Plaintiff insists that there are disputed issues of material fact which should have prohibited the district court from granting summary judgment on her claim that the defendants acted unreasonably1 when they shot and killed her husband. She first points us to what she sees as conflicting statements of some of the officers as to why they shot her husband. Some officers testified that they shot Melecio to protect themselves, while other officers testified that they did so because they believed he was shooting at officers on the ground. From this conflict plaintiff asks us to conclude that there is a *1233triable issue of fact on the officers’ justification for the shooting.
This so-called conflict between the officers’ stated justifications is beside the point. Under the Fourth Amendment the inquiry is whether the officer’s decision to use deadly force was objectively reasonable. Graham v. Connor, 490 U.S. 386, 396-97, 109 S.Ct. 1865, 1872, 104 L.Ed.2d 443 (1989). Whether the decision was objectively reasonable is to be determined in light of the facts and circumstances confronting the officers at the moment they acted. Id. at 397, 109 S.Ct. at 1872. One factor which may support this determination is where the suspect poses an immediate threat of death or serious physical injury to the officer or others. Id. at 396, 109 S.Ct. at 1872; see also Plakas v. Drinski, 19 F.3d 1143, 1146 (7th Cir.), cert. denied, — U.S. -, 115 S.Ct. 81, 130 L.Ed.2d 34 (1994) (officer may use deadly force where he has probable cause to believe that the suspect “poses a significant threat of death or serious physical injury to the officer”). That certainly was the case here under either of the officers’ stated justifications. A reasonable officer executing a warrant in a home confronted by a person firing a gun would have certainly believed that he was at risk of serious harm. And that same officer, knowing that other officers were outside the home, could have reasonably believed that an armed person firing a gun outside the home posed a risk of serious physical harm to the other officers who were outside the home. Moreover, these officers did not immediately shoot the victim but instead ordered him to drop the gun. He refused and continued firing. Only at that point did the officers fire. Under these circumstances, either one of the officers’ stated reasons for shooting the victim would provide an objectively reasonable justification for the use of deadly force. In that case, any variance among the officers’ stated justifications was immaterial and thus cannot provide a basis to upset the district court’s grant of summary judgment. See Anderson, 477 U.S. at 248, 106 S.Ct. at 2510 (material facts are those which might affect the outcome of the suit under the governing law).

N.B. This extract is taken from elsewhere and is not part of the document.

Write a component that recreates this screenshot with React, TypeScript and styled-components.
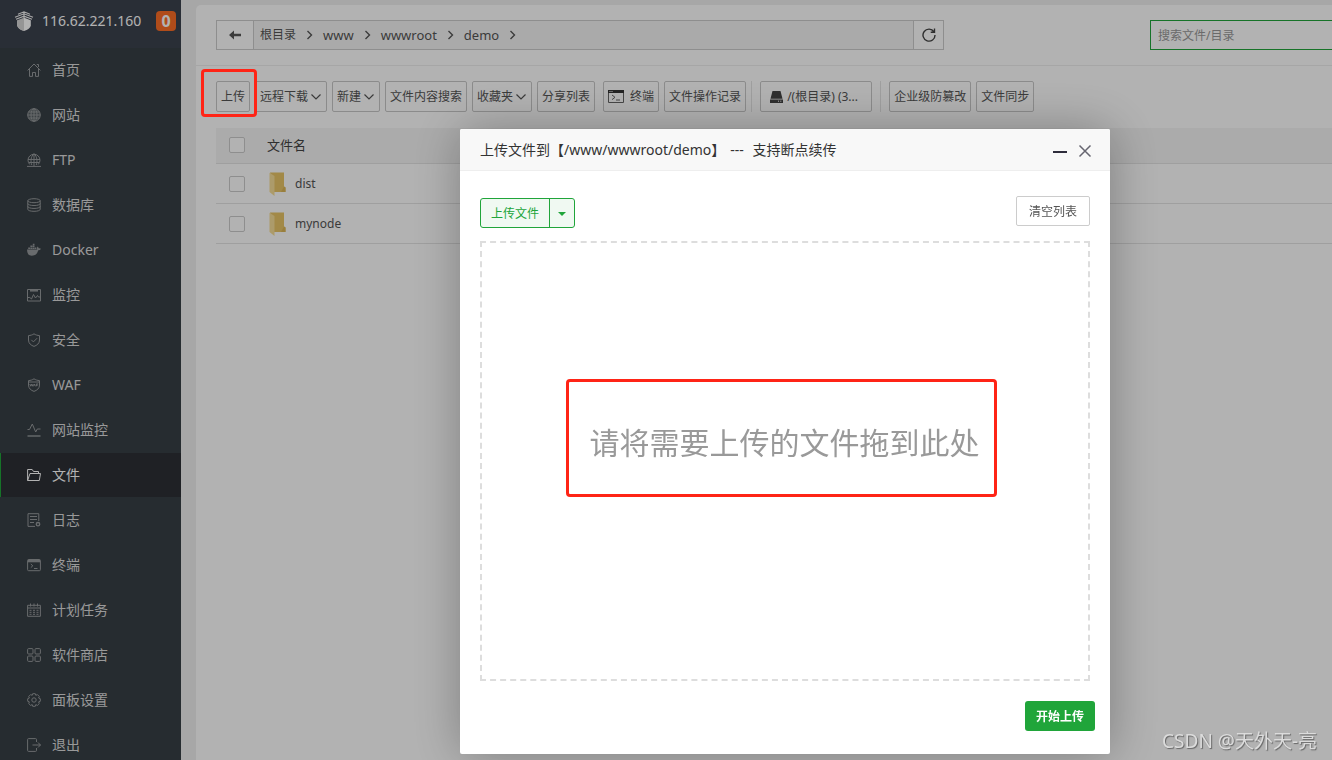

The plaintiffs second instance of a disputed material fact is simply a spinoff of her first. Plaintiff contends that the BATF officers who shot Melecio knew that according to the BATF’s ECT plan there were not supposed to be any BATF or ECPD officers on the ground below the window out of which Melecio was shooting. She claims that this undermines those officers’ earlier statements that they shot Melecio because they believed he was shooting at officers on the ground. But just what were these officers to believe? They knew other officers were outside guarding the exits of the house. At what (or whom) else then could Melecio have been shooting at six in the morning during a forcible entry and search by the authorities? We do not wish to downplay Melecio’s demise. Nor, for that matter, do we understand why, to arrest a seventeen-year-old suspected of possessing an illegal shotgun in violation of state law, it required an early-morning raid by a dozen or so federal and “federalized” state officers on a home in which several other family members not suspected of any actual criminal wrongdoing were present (recall that Melecio held a valid state handgun permit and thus could not have been a felon in possession of a weapon). That decision, however, has not been challenged in this appeal. What is before us is whether the undisputed facts of the summary judgment record demonstrate that the officers acted reasonably. It is obvious that any reasonable officer faced with this same situation could only have assumed that one of his colleagues on the ground had moved into the area under the window from which Melecio was firing his weapon. Confronted with such a situation, coupled with Melecio’s refusal to stop firing, an officer could reasonably conclude that deadly force was necessary to protect other officers and civilians from the real risk of serious bodily harm or death posed by Melecio. Therefore this second claimed factual dispute provides no grounds to upset the district court’s judgment.
Having said this, we are mindful of the practical problems a plaintiff alleging deadly force may face in resisting summary judgment. As in the ease before us the witness most likely to contradict the officers’ testimony is dead. In these situations we think it wise to examine all the evidence to determine *1234whether the officers’ story is consistent with other known facts. See Scott v. Henrich, 39 F.3d 912, 915 (9th Cir.1994), cert. denied, - U.S. -, 115 S.Ct. 2612, 132 L.Ed.2d 855 (1995). Here several BATF and ECPD officers positioned on the ground testified that they saw and heard Melecio firing a gun out of the bedroom window. What’s more, the summary judgment record also contains the report of a detective who stated that bullet holes were found in a house across from the Maravilla residence in the line of fire from the window out of which Melecio fired his gun. This additional evidence corroborates the defendant officers’ story that Melecio was actually firing a weapon out of the bedroom window and posed a threat to others, and therefore convinces us that this case was properly resolved by summary judgment.2
III.
Because there are no genuine disputes of material facts, the district court’s grant of summary judgment is
AFFIRMED.

. Although plaintiff is challenging the district court’s judgment against her on her federal and state claims, she acknowledges that if the officers acted reasonably this resolves her entire case.

. Because plaintiff has failed to demonstrate a Fourth Amendment violation, we need not consider the district court's additional determination that the defendants were entitled to qualified immunity. Kraushaar v. Flanigan, 45 F.3d 1040, 1049 n. 4 (7th Cir.1995).